Other setups like this that I like, NKTR I’ve mentioned before, but I think monetizing their secondary assets can backstop the valuation and get you a look at the AD data with a great skew.
ANNX is trading under their 9/30 balance with high burn, but technically it’s sub cash going off last reported balance. They’re supposed to file for their GBS drug soon. I do think the trial (international, use pbo as control when US has an SOC) and data (high dose missed badly) are a bit of a joke. It won’t carry the same element of surprise as say APLT filing last year for example, but I think they could catch similar lightning in a bottle somewhere along the way, and sure there’s a chance at approval too. They have a stat-sig primary endpoint (but only at the low dose) that was not visibly gamed, so at least there’s that! Again, I think this is a high-upside story that people will take more seriously later in the review process than they will today, but I don’t have a ringing endorsement of the drug for GBS. This one, however, does have meaningful downside. They only have runway into 2H 26, the GA trial is based on heavily spun POC and indicates horrible capital allocation, and the stock is telling you what the market thinks of this oral C1s program data coming this quarter.

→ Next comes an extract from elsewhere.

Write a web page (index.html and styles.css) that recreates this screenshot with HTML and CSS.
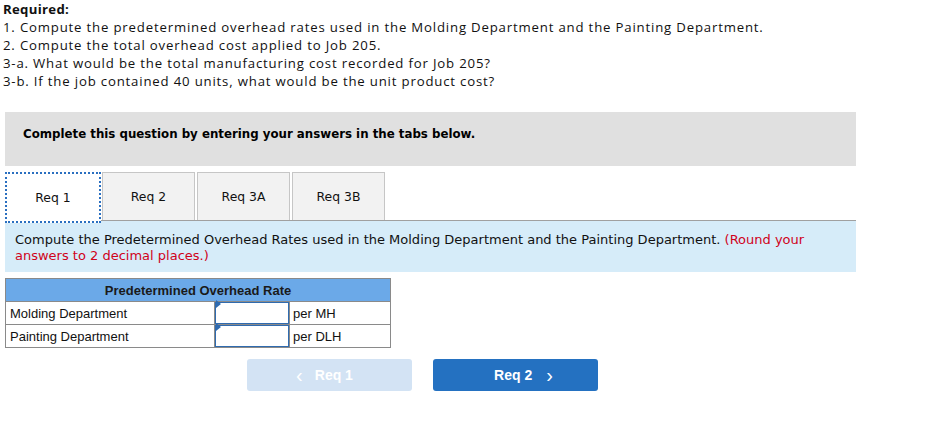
FILE: index.html
```html
<!DOCTYPE html>
<html>
<head>
<meta charset="utf-8">
<link rel="stylesheet" href="styles.css">
</head>
<body>
<div class="required">
  <div class="req-title">Required:</div>
  <div>1. Compute the predetermined overhead rates used in the Molding Department and the Painting Department.</div>
  <div>2. Compute the total overhead cost applied to Job 205.</div>
  <div>3-a. What would be the total manufacturing cost recorded for Job 205?</div>
  <div>3-b. If the job contained 40 units, what would be the unit product cost?</div>
</div>
<div class="panel">
  <div class="notice">Complete this question by entering your answers in the tabs below.</div>
  <div class="tabs">
    <div class="tab active">Req 1</div>
    <div class="tab">Req 2</div>
    <div class="tab">Req 3A</div>
    <div class="tab">Req 3B</div>
  </div>
  <div class="instructions">Compute the Predetermined Overhead Rates used in the Molding Department and the Painting Department. <span class="red">(Round your</span> <span class="red">answers to 2 decimal places.)</span></div>
  <table class="rates">
    <tr><th colspan="3">Predetermined Overhead Rate</th></tr>
    <tr><td class="c1">Molding Department</td><td class="c2"><div class="inp"></div></td><td class="c3">per MH</td></tr>
    <tr><td class="c1">Painting Department</td><td class="c2"><div class="inp"></div></td><td class="c3">per DLH</td></tr>
  </table>
  <div class="nav">
    <div class="btn prev"><span class="chev">&lsaquo;</span>Req 1</div>
    <div class="btn next">Req 2<span class="chev">&rsaquo;</span></div>
  </div>
</div>
</body>
</html>
```
FILE: styles.css
```css
body {
  margin: 0;
  background: #fff;
  color: #111;
}
.required {
  padding: 0 0 0 3px;
  font-family: "Open Sans", sans-serif;
  font-size: 13.2px;
  letter-spacing: 0.82px;
  line-height: 18px;
  color: #111;
}
.req-title {
  font-weight: bold;
  letter-spacing: 0.3px;
}
.panel {
  margin: 22px 0 0 5px;
  width: 851px;
}
.notice {
  background: #e0e0e0;
  height: 54px;
  box-sizing: border-box;
  padding: 14px 0 0 18px;
  font-family: "DejaVu Sans", Verdana, sans-serif;
  font-weight: bold;
  font-size: 11.8px;
  line-height: 16px;
  color: #000;
}
.tabs {
  display: flex;
  gap: 2px;
  margin-top: 6px;
  border-bottom: 1px solid #a0a0a0;
  height: 48px;
}
.tab {
  width: 91px;
  height: 47px;
  background: #f2f2f2;
  border: 1px solid #c6c6c6;
  border-bottom: none;
  display: flex;
  align-items: center;
  justify-content: center;
  font-family: "DejaVu Sans", Verdana, sans-serif;
  font-size: 12.4px;
  color: #111;
}
.tab.active {
  width: 92px;
  height: 47px;
  background: #fff;
  border: 2px dotted #2a6fc0;
  margin-bottom: -1px;
  margin-right: -1px;
}
.instructions {
  background: #d6ecf9;
  height: 51px;
  box-sizing: border-box;
  padding: 11px 20px 0 10px;
  font-family: "DejaVu Sans", Verdana, sans-serif;
  font-size: 13px;
  line-height: 16px;
  color: #111;
}
.red {
  color: #d0021b;
}
.rates {
  margin-top: 6px;
  border-collapse: collapse;
  font-family: Arial, "Liberation Sans", sans-serif;
  font-size: 13px;
}
.rates th {
  background: #6ba9e8;
  border: 1px solid #8a8a8a;
  height: 22px;
  padding: 0;
  font-weight: bold;
  color: #1a1a1a;
  text-align: center;
}
.rates td {
  border: 1px solid #8a8a8a;
  height: 22px;
  padding: 0;
  color: #111;
}
.c1 {
  width: 204px;
  padding-left: 4px !important;
}
.c2 {
  width: 74px;
}
.c3 {
  width: 97px;
  padding-left: 3px !important;
}
.inp {
  position: relative;
  height: 20px;
  border: 1px solid #2f6bb0;
  background: #fff;
}
.inp::before {
  content: "";
  position: absolute;
  left: 0;
  top: 0;
  border-top: 4px solid transparent;
  border-bottom: 4px solid transparent;
  border-left: 5px solid #2f6bb0;
  transform: translateY(-3px);
}
.nav {
  display: flex;
  gap: 21px;
  margin: 11px 0 0 242px;
}
.btn {
  width: 165px;
  height: 32px;
  border-radius: 3px;
  display: flex;
  align-items: center;
  justify-content: center;
  font-family: Arial, "Liberation Sans", sans-serif;
  font-weight: bold;
  font-size: 14px;
  color: #fff;
}
.prev {
  background: #d3e3f4;
  padding-right: 10px;
  box-sizing: border-box;
}
.next {
  background: #2471c1;
  padding-left: 16px;
  box-sizing: border-box;
}
.prev .chev {
  margin-right: 12px;
  font-size: 20px;
  font-weight: normal;
}
.next .chev {
  margin-left: 14px;
  font-size: 20px;
  font-weight: normal;
}
```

VTYX has a potentially workable recurrent pericarditis story, this is another one that works as a good past example as well. Down on TYK2 fail, back up on NLRP3 for obesity with PIPE, but hype fizzles, and then Nodthera data disappoints. But again, really beat up stock with a new story forming, and a low bar to generate investor interest. They’re also still running their own NLRP3 program and should have data on that, as well as some Parkinson’s biomarker data due earlier in the year that I can’t imagine matters much to the market. This is an oral drug (differentiated from KNSA/Arcalyst), with biomarker data that looks similar to Arcalyst. The Arcalyst label MoA description, highlighted biomarkers, and efficacy data with very little/no pbo response would have me think this is a credible approach, with the ability to generate meaningful POC data and a path to commercial differentiation. Given the Nodthera data disappointing, and a chance the obesity catalyst is first (same guidance but just started dosing for RP), not exactly sure what to make of the setup, but this is cheap and, to me, plausible.
I haven’t gone through the entire opportunity set given how many there are, but to me these stand out as having a real shot at getting some credit from the market again later this year. Some of the way that this concentration thins out is delistings/mergers/liquidations, some of it might be IPO’s coming back and those stocks not falling apart immediately (in an ideal world), but some of it is phoenixes rising from the ashes as well. I think the above examples highlight that this does happen. While it requires some luck, it doesn’t always require the most discerning fundamental eye either, it’s more about trying to think ahead with the market than anything else. Just a fun little exercise, definitely interested to see how this crop looks later in the year.